Work to complete
Leaving out every picture, retype the lines below from the top through the one that contains "import React from".

Recorded information
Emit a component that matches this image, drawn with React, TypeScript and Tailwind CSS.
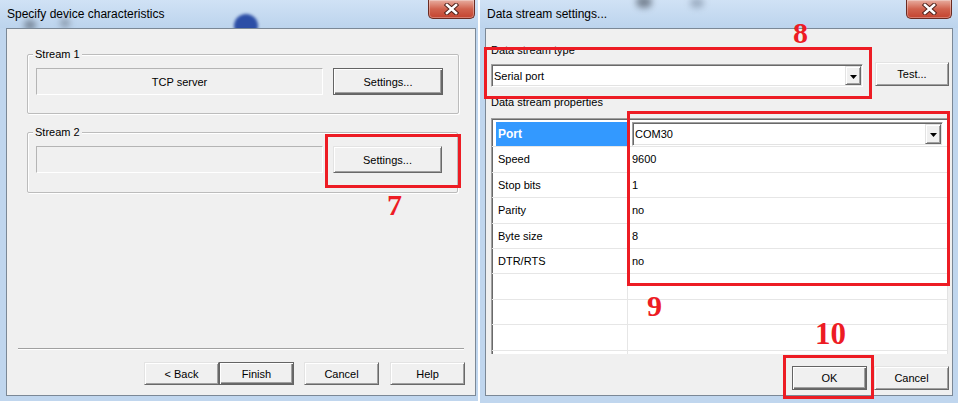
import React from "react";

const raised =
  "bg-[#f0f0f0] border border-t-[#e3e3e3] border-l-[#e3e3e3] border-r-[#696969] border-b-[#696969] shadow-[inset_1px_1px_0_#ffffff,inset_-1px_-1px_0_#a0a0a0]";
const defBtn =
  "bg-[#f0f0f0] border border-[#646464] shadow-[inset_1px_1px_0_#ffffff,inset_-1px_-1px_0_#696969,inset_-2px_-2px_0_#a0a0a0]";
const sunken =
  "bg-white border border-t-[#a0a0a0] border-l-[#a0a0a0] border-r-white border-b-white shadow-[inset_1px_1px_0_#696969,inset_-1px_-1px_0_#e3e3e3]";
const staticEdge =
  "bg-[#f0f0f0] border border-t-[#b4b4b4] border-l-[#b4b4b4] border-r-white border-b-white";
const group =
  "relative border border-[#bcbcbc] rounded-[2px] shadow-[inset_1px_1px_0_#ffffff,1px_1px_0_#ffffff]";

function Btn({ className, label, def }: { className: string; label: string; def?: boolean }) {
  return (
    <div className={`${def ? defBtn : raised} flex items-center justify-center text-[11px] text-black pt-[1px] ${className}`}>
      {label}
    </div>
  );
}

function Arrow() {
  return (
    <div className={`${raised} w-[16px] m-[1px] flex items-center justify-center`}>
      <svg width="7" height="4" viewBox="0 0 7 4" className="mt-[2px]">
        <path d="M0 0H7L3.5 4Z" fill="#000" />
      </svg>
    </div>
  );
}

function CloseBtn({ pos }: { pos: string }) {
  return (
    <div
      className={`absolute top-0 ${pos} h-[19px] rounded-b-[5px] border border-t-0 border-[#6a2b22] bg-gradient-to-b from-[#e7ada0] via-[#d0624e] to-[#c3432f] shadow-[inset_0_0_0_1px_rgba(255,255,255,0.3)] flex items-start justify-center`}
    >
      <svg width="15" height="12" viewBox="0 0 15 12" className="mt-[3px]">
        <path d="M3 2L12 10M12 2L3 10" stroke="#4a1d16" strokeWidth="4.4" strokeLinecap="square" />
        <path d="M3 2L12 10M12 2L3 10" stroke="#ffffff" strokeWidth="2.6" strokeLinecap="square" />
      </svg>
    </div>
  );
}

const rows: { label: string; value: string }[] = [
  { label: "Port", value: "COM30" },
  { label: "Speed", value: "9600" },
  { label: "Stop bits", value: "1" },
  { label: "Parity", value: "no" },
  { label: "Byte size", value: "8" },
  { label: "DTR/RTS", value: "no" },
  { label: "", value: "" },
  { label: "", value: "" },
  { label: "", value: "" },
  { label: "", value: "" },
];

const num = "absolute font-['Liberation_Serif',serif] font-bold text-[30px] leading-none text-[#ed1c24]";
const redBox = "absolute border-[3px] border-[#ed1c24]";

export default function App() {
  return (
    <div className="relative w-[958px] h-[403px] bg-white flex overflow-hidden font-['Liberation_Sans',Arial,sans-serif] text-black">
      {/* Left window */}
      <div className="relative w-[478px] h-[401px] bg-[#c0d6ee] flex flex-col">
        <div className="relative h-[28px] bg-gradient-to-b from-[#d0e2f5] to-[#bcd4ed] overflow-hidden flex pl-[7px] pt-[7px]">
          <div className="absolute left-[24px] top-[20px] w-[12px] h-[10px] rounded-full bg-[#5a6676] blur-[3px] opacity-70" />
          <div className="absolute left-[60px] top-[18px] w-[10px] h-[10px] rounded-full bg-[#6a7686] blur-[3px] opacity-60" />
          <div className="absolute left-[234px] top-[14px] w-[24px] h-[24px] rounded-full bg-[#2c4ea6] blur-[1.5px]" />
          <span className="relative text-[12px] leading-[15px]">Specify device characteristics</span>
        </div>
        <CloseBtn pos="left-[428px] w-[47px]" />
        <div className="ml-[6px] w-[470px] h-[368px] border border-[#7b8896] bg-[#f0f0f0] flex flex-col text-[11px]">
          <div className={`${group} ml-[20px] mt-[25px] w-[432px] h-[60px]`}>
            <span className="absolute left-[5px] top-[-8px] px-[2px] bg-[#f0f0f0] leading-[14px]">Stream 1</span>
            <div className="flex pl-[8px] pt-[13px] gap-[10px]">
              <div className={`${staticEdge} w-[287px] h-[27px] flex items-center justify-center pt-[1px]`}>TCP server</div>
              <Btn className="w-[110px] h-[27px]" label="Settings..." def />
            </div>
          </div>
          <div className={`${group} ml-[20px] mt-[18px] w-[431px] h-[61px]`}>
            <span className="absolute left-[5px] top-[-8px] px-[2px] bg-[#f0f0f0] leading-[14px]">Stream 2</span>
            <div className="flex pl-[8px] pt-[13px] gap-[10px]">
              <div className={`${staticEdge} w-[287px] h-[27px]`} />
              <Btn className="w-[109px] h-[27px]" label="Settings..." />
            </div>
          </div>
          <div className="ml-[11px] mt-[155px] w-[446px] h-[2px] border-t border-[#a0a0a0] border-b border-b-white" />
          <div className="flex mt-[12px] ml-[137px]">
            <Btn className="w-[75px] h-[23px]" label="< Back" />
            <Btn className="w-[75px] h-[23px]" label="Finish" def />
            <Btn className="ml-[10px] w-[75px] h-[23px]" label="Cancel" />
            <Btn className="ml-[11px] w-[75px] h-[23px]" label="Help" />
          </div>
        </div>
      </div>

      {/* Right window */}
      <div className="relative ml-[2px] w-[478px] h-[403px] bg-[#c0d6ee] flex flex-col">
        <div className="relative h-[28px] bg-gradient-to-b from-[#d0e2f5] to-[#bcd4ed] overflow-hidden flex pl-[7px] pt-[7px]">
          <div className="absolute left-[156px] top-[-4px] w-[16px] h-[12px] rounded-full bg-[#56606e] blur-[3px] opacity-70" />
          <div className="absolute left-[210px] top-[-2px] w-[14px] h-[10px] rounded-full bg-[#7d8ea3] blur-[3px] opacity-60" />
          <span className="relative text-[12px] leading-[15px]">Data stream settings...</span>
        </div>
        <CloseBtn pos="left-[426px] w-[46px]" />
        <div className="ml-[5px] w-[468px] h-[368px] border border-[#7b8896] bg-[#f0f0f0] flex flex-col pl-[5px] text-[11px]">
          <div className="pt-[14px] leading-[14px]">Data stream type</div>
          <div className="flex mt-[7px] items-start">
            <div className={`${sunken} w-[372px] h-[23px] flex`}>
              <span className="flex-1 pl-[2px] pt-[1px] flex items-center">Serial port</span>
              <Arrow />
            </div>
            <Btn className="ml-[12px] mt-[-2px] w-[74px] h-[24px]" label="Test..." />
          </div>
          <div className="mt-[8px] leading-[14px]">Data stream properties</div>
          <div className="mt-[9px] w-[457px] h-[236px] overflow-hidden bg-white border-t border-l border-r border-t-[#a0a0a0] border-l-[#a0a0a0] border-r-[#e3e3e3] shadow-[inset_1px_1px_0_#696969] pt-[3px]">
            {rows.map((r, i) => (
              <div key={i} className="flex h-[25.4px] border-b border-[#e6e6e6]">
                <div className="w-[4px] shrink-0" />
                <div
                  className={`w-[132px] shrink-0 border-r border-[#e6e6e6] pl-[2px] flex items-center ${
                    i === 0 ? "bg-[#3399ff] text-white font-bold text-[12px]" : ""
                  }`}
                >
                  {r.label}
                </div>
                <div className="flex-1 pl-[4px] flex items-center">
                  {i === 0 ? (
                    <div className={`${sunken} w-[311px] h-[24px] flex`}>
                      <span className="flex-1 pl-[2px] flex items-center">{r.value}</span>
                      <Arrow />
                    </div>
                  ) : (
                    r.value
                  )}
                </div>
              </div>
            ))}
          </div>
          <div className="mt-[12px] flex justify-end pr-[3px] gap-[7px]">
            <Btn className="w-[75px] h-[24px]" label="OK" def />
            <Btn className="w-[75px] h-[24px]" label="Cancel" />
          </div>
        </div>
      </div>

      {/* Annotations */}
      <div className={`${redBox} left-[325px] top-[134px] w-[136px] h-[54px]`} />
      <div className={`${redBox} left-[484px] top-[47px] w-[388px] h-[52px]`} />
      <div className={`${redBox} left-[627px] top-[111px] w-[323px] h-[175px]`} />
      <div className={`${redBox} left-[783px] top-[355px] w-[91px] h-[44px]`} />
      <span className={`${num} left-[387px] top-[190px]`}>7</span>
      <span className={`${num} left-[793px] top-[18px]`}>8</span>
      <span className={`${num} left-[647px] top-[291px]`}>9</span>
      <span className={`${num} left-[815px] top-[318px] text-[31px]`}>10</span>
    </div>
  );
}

Full response
Emit a component that matches this image, drawn with React, TypeScript and Tailwind CSS.
import React from "react";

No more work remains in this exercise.